Suffice to say that if I had my druthers I'd like to see a general tightening shot by shot to "let the air out" and not wholesale scene trims as TOS Purist has done.
If I had the skill I think that would be my first draft to see how much time could be saved and pacing could be improved. I don't think I'd remove any character scenes involving characters other than the big 3. That is what the movie lacks.
Well, if you only tightened shot by shot, you'd still be left with the "wholesale scene trims" that I did, except you might have them still in the film. Although some of them were done due to personal preference, most of the trims were a necessity in order to make the pacing consistant.
I don't see that at all. Your edit, to my eye, and this may be purely subjective, is inconsistently paced and choppy. There's no rhythm.
As I said in another thread, I
have played with editing TMP as an exercise. The first time I did it was in the early 90s.

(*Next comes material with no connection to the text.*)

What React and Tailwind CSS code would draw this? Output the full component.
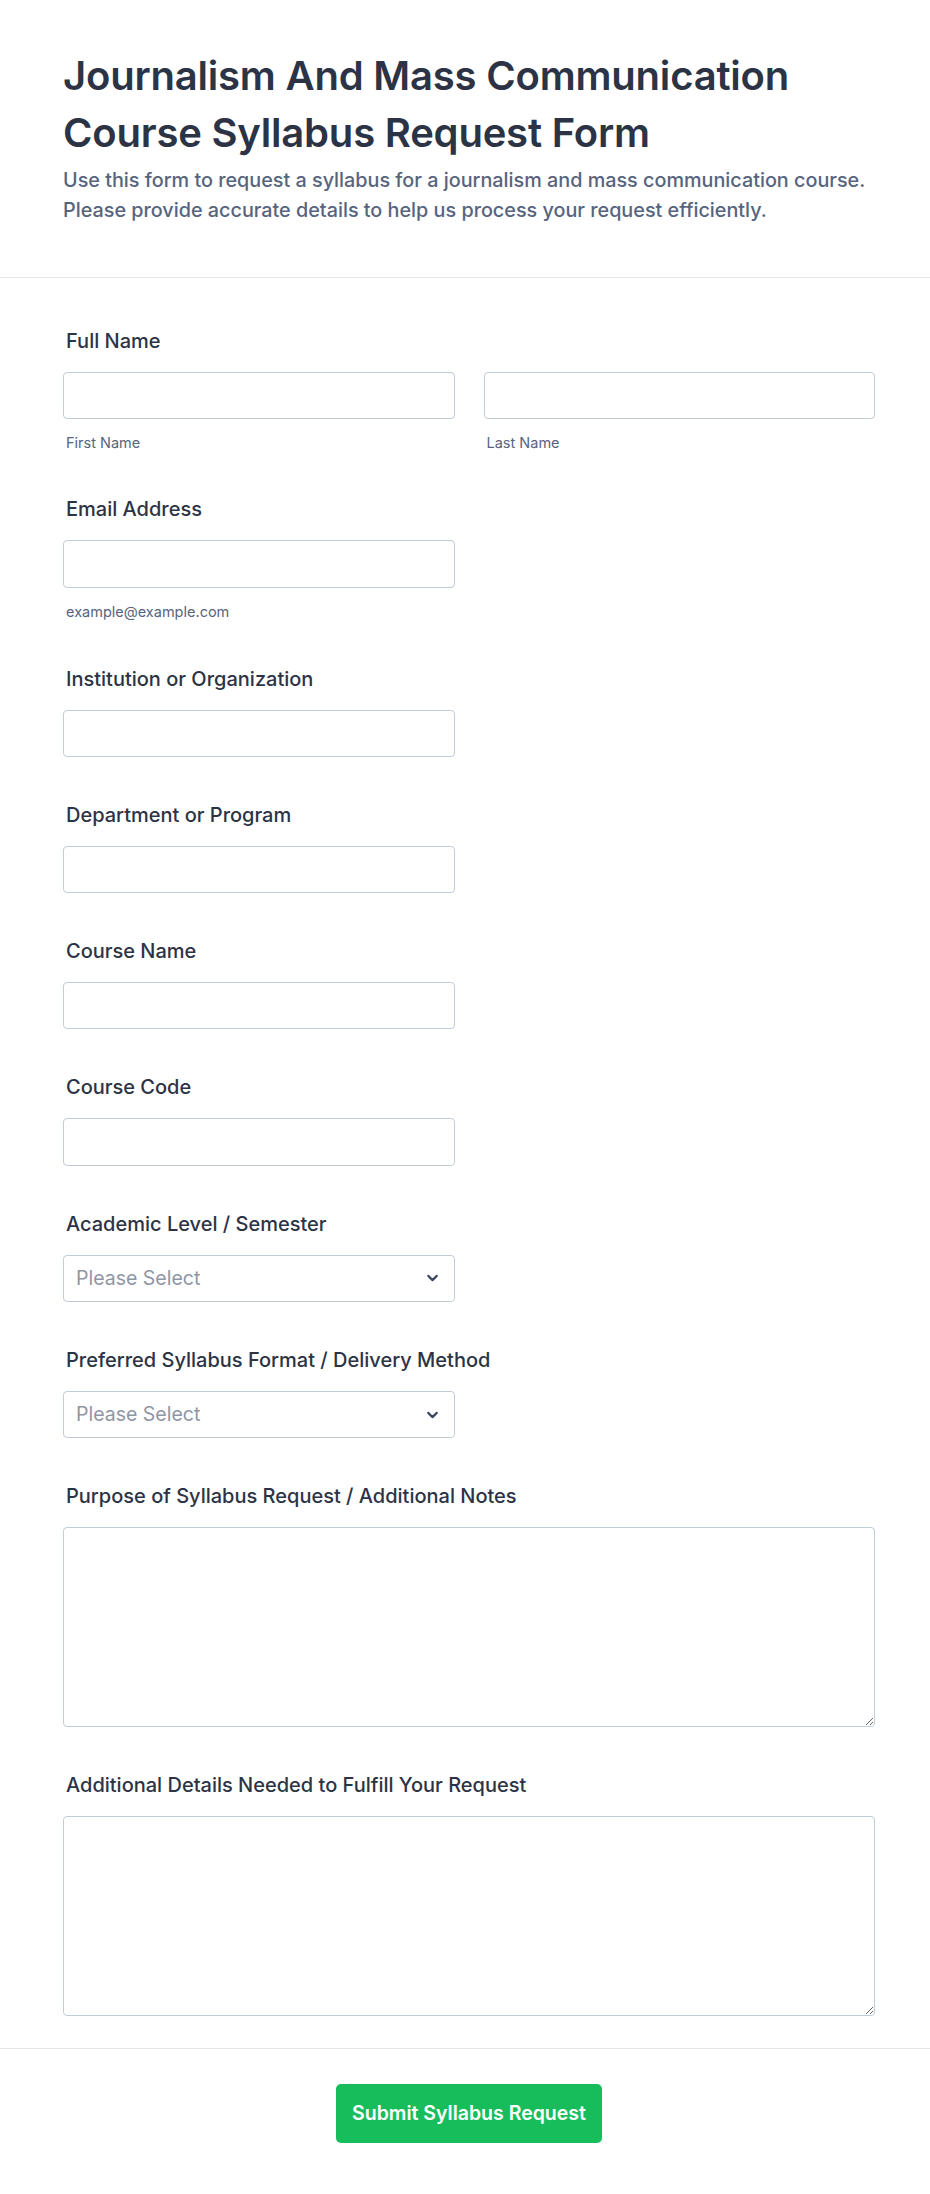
import { ChevronDown } from 'lucide-react';

function Field({ label, children }) {
  return (
    <div className="pb-[46px]">
      <label className="block pl-[3px] text-[20px] leading-[24px] font-medium text-[#2c3345] mb-[19px]">{label}</label>
      {children}
    </div>
  );
}

function TextInput() {
  return <input type="text" className="block w-full h-[47.3px] rounded-[4px] border border-[#c3cad8] bg-white px-3 outline-none" />;
}

function Select() {
  return (
    <div className="relative h-[47.3px] rounded-[4px] border border-[#c3cad8] bg-white flex items-center px-3">
      <span className="text-[19.5px] text-[#8f96a3]">Please Select</span>
      <ChevronDown size={17} strokeWidth={3} className="absolute right-[13px] top-1/2 -translate-y-1/2 text-[#3c4660]" />
    </div>
  );
}

export default function App() {
  return (
    <div className="min-h-screen bg-white font-['Inter',sans-serif] text-[#2c3345]">
      {/* Header */}
      <div className="pl-[63px] pr-[55px] pt-[47px] pb-[52px] border-b border-[#e3e5eb]">
        <h1 className="text-[40px] leading-[57px] font-semibold tracking-[-0.2px] text-[#2c3345]">
          Journalism And Mass Communication Course Syllabus Request Form
        </h1>
        <p className="mt-[4px] text-[19.8px] leading-[30px] font-medium text-[#57647e]">
          Use this form to request a syllabus for a journalism and mass communication course.
          <br />
          Please provide accurate details to help us process your request efficiently.
        </p>
      </div>

      {/* Form */}
      <div className="pl-[63px] pr-[55px] pt-[51px]">
        <div className="pb-[44px]">
          <label className="block pl-[3px] text-[20px] leading-[24px] font-medium mb-[19px]">Full Name</label>
          <div className="grid grid-cols-2 gap-[29px]">
            <div>
              <TextInput />
              <div className="pl-[3px] mt-[14px] text-[14.5px] leading-[20px] text-[#57647e]">First Name</div>
            </div>
            <div>
              <TextInput />
              <div className="pl-[3px] mt-[14px] text-[14.5px] leading-[20px] text-[#57647e]">Last Name</div>
            </div>
          </div>
        </div>

        <div className="pb-[45px]">
          <label className="block pl-[3px] text-[20px] leading-[24px] font-medium mb-[19px]">Email Address</label>
          <div className="grid grid-cols-2 gap-[29px]">
            <div>
              <TextInput />
              <div className="pl-[3px] mt-[14px] text-[14.5px] leading-[20px] text-[#57647e]">example@example.com</div>
            </div>
          </div>
        </div>

        {['Institution or Organization', 'Department or Program', 'Course Name', 'Course Code'].map(l => (
          <Field key={l} label={l}>
            <div className="grid grid-cols-2 gap-[29px]">
              <TextInput />
            </div>
          </Field>
        ))}

        {['Academic Level / Semester', 'Preferred Syllabus Format / Delivery Method'].map(l => (
          <Field key={l} label={l}>
            <div className="grid grid-cols-2 gap-[29px]">
              <Select />
            </div>
          </Field>
        ))}

        <Field label="Purpose of Syllabus Request / Additional Notes">
          <textarea className="block w-full h-[200px] rounded-[4px] border border-[#c3cad8] bg-white p-3 outline-none" />
        </Field>

        <div className="pb-[32px]">
          <label className="block pl-[3px] text-[20px] leading-[24px] font-medium mb-[19px]">Additional Details Needed to Fulfill Your Request</label>
          <textarea className="block w-full h-[200px] rounded-[4px] border border-[#c3cad8] bg-white p-3 outline-none" />
        </div>
      </div>

      {/* Footer */}
      <div className="border-t border-[#e3e5eb] pl-[63px] pr-[55px] pt-[35px] pb-[48px] flex justify-center">
        <button className="h-[59px] px-[16px] rounded-[5px] bg-[#18bd5b] text-white text-[19.5px] font-semibold">
          Submit Syllabus Request
        </button>
      </div>
    </div>
  );
}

I recently did some cuts on scenes of the film as practice. For example, the first thing I attacked was the drydock sequence, which Wise himself (in 1980) said was too long, and was something he wanted to cut by over a minute.
Below is how I approached it. I'm not saying it's the right way, or the proper way, but the way I'd approach editing the film were someone to hire me to tighten it up and yet try to maintain the character of the piece.
1. Try to figure out what I thought the scene was trying to accomplish.
Decided it was was a character's grand entrance. It was designed to tease the audience about the ship, then reveal it and show Kirk's obsession, and give the audience (through Kirk) a look at what's new.
2. Make decisions about the footage
as edited to see where it might fail to do that.
Tease: you see too much of the ship, and spend too long peeking through the drydock, so the big reveal isn't as big as it should be.
Reveal: Just fine. It's Kirk's love-eyes that tell us he's obsessed with this ship more-so than McCoy's words to that effect later. To cut it is antithetical to "show not tell".
Flyover: Too long. Unnecessary angles on drydock superstructure, lights, etc.
3. Make editorial decisions how to fix it.
a. Shorten the tease by focusing on the shots of Kirk looking through the dock, but make the images of the ship defocused reflections on the pod windshield, thus keeping the tease aspect and tying it to Kirk trying to peek into the dressing room, so to speak.
b. Leave the big reveal moment alone. It's just about perfect.
c. For the flyover, junk the shots of the dock and lights and use the reflection trick to shorten the duration of the shots of the Enterprise while still maintaining the geography of the fly-around. For instance, I took a few moments off the beginning of the shot of the spacesuited figure "falling" past the hangar, flipped it, and made it a reflection on Kirk looking that direction, which then stitches Kirk's look to that shot when I cut to it.
I'm doing this in Final Cut Pro, which lets me do stuff like make the reflections in the glass and do relatively complicated audio edits. I could post it right now, but without the audio ironed out I don't think the effect would be quite right. As I said to Middyseafort (and I'm trying to recall who first said it), sound colors picture. I'll try to find time to iron out the audio edit so I can post it as another approach on how someone might've edited TMP.